WHAT IS EXPECTED: Each line that includes the word "index" counts once; give the total and nothing more.

SOURCE MATERIAL:

+===+

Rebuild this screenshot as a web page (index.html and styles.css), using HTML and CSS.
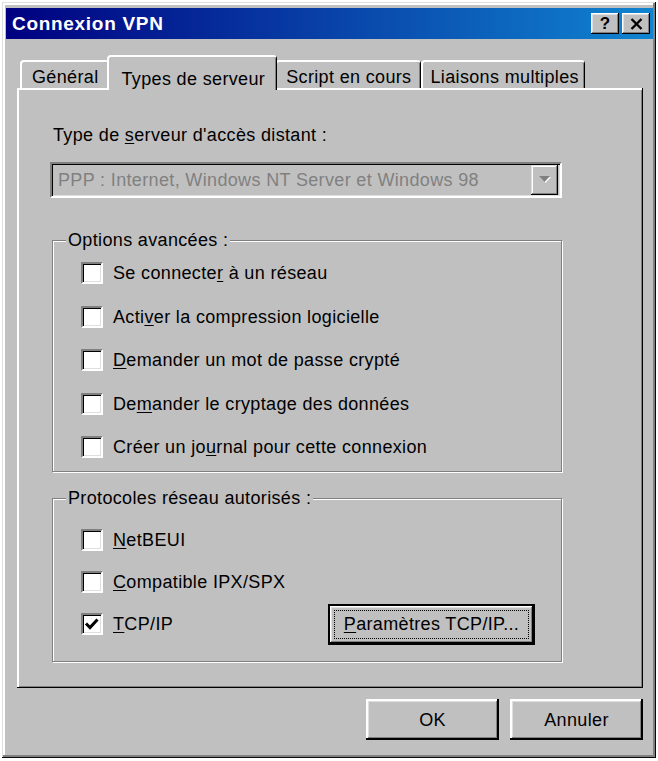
FILE: index.html
```html
<!DOCTYPE html>
<html lang="fr">
<head>
<meta charset="utf-8">
<title>Connexion VPN</title>
<link rel="stylesheet" href="styles.css">
</head>
<body>
<div class="window">
  <div class="titlebar">
    <span class="title">Connexion VPN</span>
    <div class="tb-buttons">
      <button class="tb-btn tb-help">?</button>
      <button class="tb-btn" aria-label="Fermer">
        <svg width="13" height="12" viewBox="0 0 13 12"><path d="M1.5 1 L11.5 11 M11.5 1 L1.5 11" stroke="#000" stroke-width="2.4" fill="none"/></svg>
      </button>
    </div>
  </div>

  <div class="tabs">
    <div class="tab tab-general">Général</div>
    <div class="tab active">Types de serveur</div>
    <div class="tab tab-script">Script en cours</div>
    <div class="tab tab-liaisons">Liaisons multiples</div>
  </div>

  <div class="panel">
    <div class="label">Type de <u>s</u>erveur d'accès distant :</div>
    <div class="combo">
      <span class="combo-text">PPP : Internet, Windows NT Server et Windows 98</span>
      <span class="combo-btn">
        <svg width="14" height="8" viewBox="0 0 14 8"><polygon points="2,1 13,1 7.5,7" fill="#fff"/><polygon points="1,0 12,0 6.5,6" fill="#808080"/></svg>
      </span>
    </div>

    <div class="group group-options">
      <div class="group-title">Options avancées :</div>
      <div class="row"><span class="check"></span><span>Se connecte<u>r</u> à un réseau</span></div>
      <div class="row"><span class="check"></span><span>Acti<u>v</u>er la compression logicielle</span></div>
      <div class="row"><span class="check"></span><span><u>D</u>emander un mot de passe crypté</span></div>
      <div class="row"><span class="check"></span><span>De<u>m</u>ander le cryptage des données</span></div>
      <div class="row"><span class="check"></span><span>Créer un jo<u>u</u>rnal pour cette connexion</span></div>
    </div>

    <div class="group group-protocols">
      <div class="group-title">Protocoles réseau autorisés :</div>
      <div class="row"><span class="check"></span><span><u>N</u>etBEUI</span></div>
      <div class="row"><span class="check"></span><span><u>C</u>ompatible IPX/SPX</span></div>
      <div class="row">
        <span class="check checked"><svg width="18" height="18" viewBox="0 0 18 18"><polyline points="3,8.5 7,12.5 14.5,4.5" stroke="#000" stroke-width="3" fill="none"/></svg></span>
        <span><u>T</u>CP/IP</span>
        <button class="btn btn-default btn-tcp"><span class="focus"><u>P</u>aramètres TCP/IP...</span></button>
      </div>
    </div>
  </div>

  <div class="actions">
    <button class="btn">OK</button>
    <button class="btn">Annuler</button>
  </div>
</div>
</body>
</html>
```

FILE: styles.css
```css
body {
  margin: 0;
  background: #fff;
  font-family: "Liberation Sans", Arial, sans-serif;
  font-size: 18px;
  line-height: 20px;
  letter-spacing: 0.35px;
  color: #000;
}

u {
  text-decoration: underline;
  text-decoration-thickness: 1px;
  text-underline-offset: 2px;
}

.window {
  margin: 2px 0 0 2px;
  width: 654px;
  height: 756px;
  box-sizing: border-box;
  padding: 6px 3px 0 4px;
  background: #c0c0c0;
  box-shadow: inset -1px -1px #0a0a0a, inset 1px 1px #dfdfdf, inset -3px -3px #808080, inset 3px 3px #fff;
}

.titlebar {
  height: 31px;
  display: flex;
  align-items: center;
  justify-content: space-between;
  padding: 0 3px 0 6px;
  background: linear-gradient(to right, #000080, #1084d0);
}

.title {
  color: #fff;
  font-weight: bold;
  font-size: 19px;
  letter-spacing: 0.7px;
}

.tb-buttons {
  display: flex;
  gap: 3px;
}

.tb-btn {
  width: 28px;
  height: 21px;
  box-sizing: border-box;
  padding: 0;
  border: 0;
  background: #c0c0c0;
  display: flex;
  align-items: center;
  justify-content: center;
  box-shadow: inset -1px -1px #000, inset 1px 1px #fff, inset -2px -2px #808080, inset 2px 2px #dfdfdf;
  font-family: "Liberation Sans", Arial, sans-serif;
  font-weight: bold;
  font-size: 17px;
  line-height: 17px;
  color: #000;
}

.tabs {
  display: flex;
  align-items: flex-end;
  height: 33px;
  margin: 16px 0 0 14px;
}

.tab {
  height: 28px;
  box-sizing: border-box;
  padding: 5px 9px 0 10px;
  background: #c0c0c0;
  border-top: 2px solid #fff;
  border-left: 2px solid #fff;
  border-right: 1px solid #000;
  border-radius: 4px 4px 0 0;
  box-shadow: inset -1px 0 #808080;
  white-space: nowrap;
}

.tab.tab-script {
  padding-left: 9px;
  padding-right: 9px;
}

.tab.tab-liaisons {
  padding-left: 7px;
  padding-right: 5px;
}

.tab.active {
  position: relative;
  z-index: 1;
  height: 35px;
  margin: 0 -2px -2px;
  padding: 12px 11px 0 13px;
}

.panel {
  height: 600px;
  box-sizing: border-box;
  margin: 0 10px 0 11px;
  padding: 37px 81px 0 33px;
  box-shadow: inset -1px -1px #000, inset 2px 2px #fff, inset -2px -2px #808080;
}

.label {
  margin-left: 3px;
}

.combo {
  margin-top: 17px;
  height: 36px;
  box-sizing: border-box;
  display: flex;
  align-items: center;
  border-style: solid;
  border-width: 2px;
  border-color: #808080 #fff #fff #808080;
  box-shadow: inset 1px 1px #000, inset -1px -1px #dfdfdf;
  padding: 0 2px 0 6px;
  color: #808080;
}

.combo-btn {
  margin-left: auto;
  width: 27px;
  height: 30px;
  box-sizing: border-box;
  display: flex;
  align-items: center;
  justify-content: center;
  background: #c0c0c0;
  box-shadow: inset -1px -1px #000, inset 1px 1px #dfdfdf, inset -2px -2px #808080, inset 2px 2px #fff;
}

.group {
  margin-left: 2px;
  border: 1px solid #808080;
  box-shadow: inset 1px 1px #fff, 1px 1px #fff;
}

.group-options {
  margin-top: 42px;
  padding-bottom: 2px;
}

.group-protocols {
  margin-top: 26px;
  padding-bottom: 16px;
  padding-right: 26px;
}

.group-title {
  width: max-content;
  margin: -11px 0 0 13px;
  padding: 0 2px;
  background: #c0c0c0;
}

.group-options .group-title {
  margin-bottom: 1.5px;
}

.group-protocols .group-title {
  margin-bottom: 11px;
}

.row {
  display: flex;
  align-items: center;
  gap: 10px;
  padding-left: 28px;
  height: 43.5px;
}

.group-protocols .row {
  height: 42px;
}

.check {
  width: 22px;
  height: 22px;
  box-sizing: border-box;
  flex: none;
  background: #fff;
  border-style: solid;
  border-width: 2px;
  border-color: #808080 #fff #fff #808080;
  box-shadow: inset 1px 1px #000, inset -1px -1px #dfdfdf;
  display: flex;
  align-items: center;
  justify-content: center;
}

.btn {
  width: 133px;
  height: 41px;
  box-sizing: border-box;
  padding: 0;
  border: 0;
  background: #c0c0c0;
  font: inherit;
  letter-spacing: inherit;
  color: #000;
  box-shadow: inset -2px -2px #000, inset 2px 2px #fff, inset -3px -3px #808080, inset 3px 3px #dfdfdf;
}

.btn-default {
  border: 2px solid #000;
  box-shadow: inset -1px -1px #000, inset 1px 1px #fff, inset -2px -2px #808080, inset 2px 2px #dfdfdf;
  display: flex;
  padding: 4px;
}

.btn-tcp {
  width: 207px;
  margin-left: auto;
}

.focus {
  flex: 1;
  display: flex;
  align-items: center;
  justify-content: center;
  border: 1px dotted #000;
}

.actions {
  display: flex;
  justify-content: flex-end;
  gap: 11px;
  margin: 11px 10px 0 0;
}
```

+===+

EXERCISE RESPONSE: 3